On the other side, you have this unnamed (maybe Steve Slator found a new gig?) barista. We don't know how old he is, although it's a cinch that he is much younger than The Professor. He probably makes a little above the minimum wage, plus tips. His shift probably started long before The Professor woke up (Starbucks' earliest shifts start at 4:30 AM). No one wakes up in the morning wanting to recite the Starbucks dialogue; it's pretty much imposed on you by that company's endless layers of managers. And here comes this lady, again and again, who wants to turn the simple act of ordering a bagel into a moment of High Urban Drama. I'd mouth off, too.

The Professor, and the sympathetic reporter who wrote the linked article, would love for this car crash to symbolize something, and it certainly does although not in the way she would like. What she would like is to be the brave heroine of tradition and old-fashioned values: of a time when everyone spoke proper English and a trip to a restaurant didn't include getting roped into a dopey dialogue scripted back in some corporate HQ. What we really have is a woman old enough to be this barista's mother, if not grandmother (meow!), bullying someone just trying to get through the day. She is acting no differently than a baroness sniffing over the the "help."

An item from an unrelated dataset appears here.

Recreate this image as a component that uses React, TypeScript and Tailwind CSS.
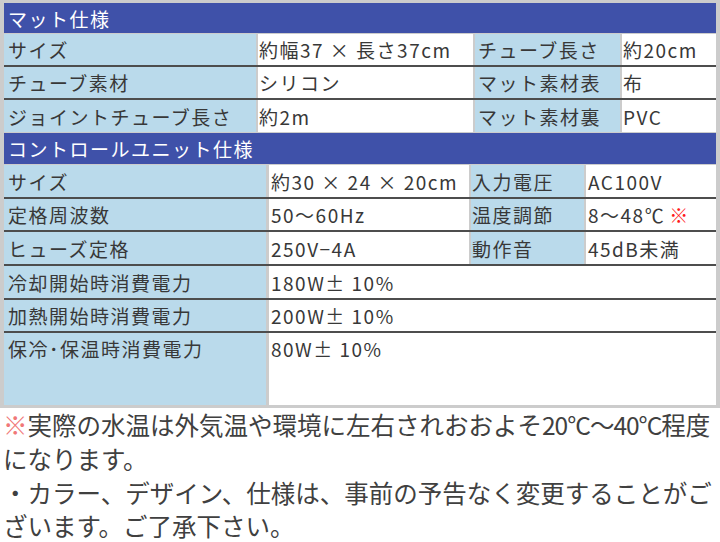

The Professor undoubtedly believes in equal rights and progressive values (can we all agree that a Manhattan college professor on the Upper West Side probably voted for Obama/Kerry/Schumer/etc?) ... in the abstract. But, in a face to face confrontation, she is as bitchy and snobby as all of those Republicans she imagines in her head (and can you imagine how Laura Bush would have reacted to the barista? She would have fixed him with a Look and made him feel lower than a worm). The fact is that our "betters" are often much worse than the rest of us.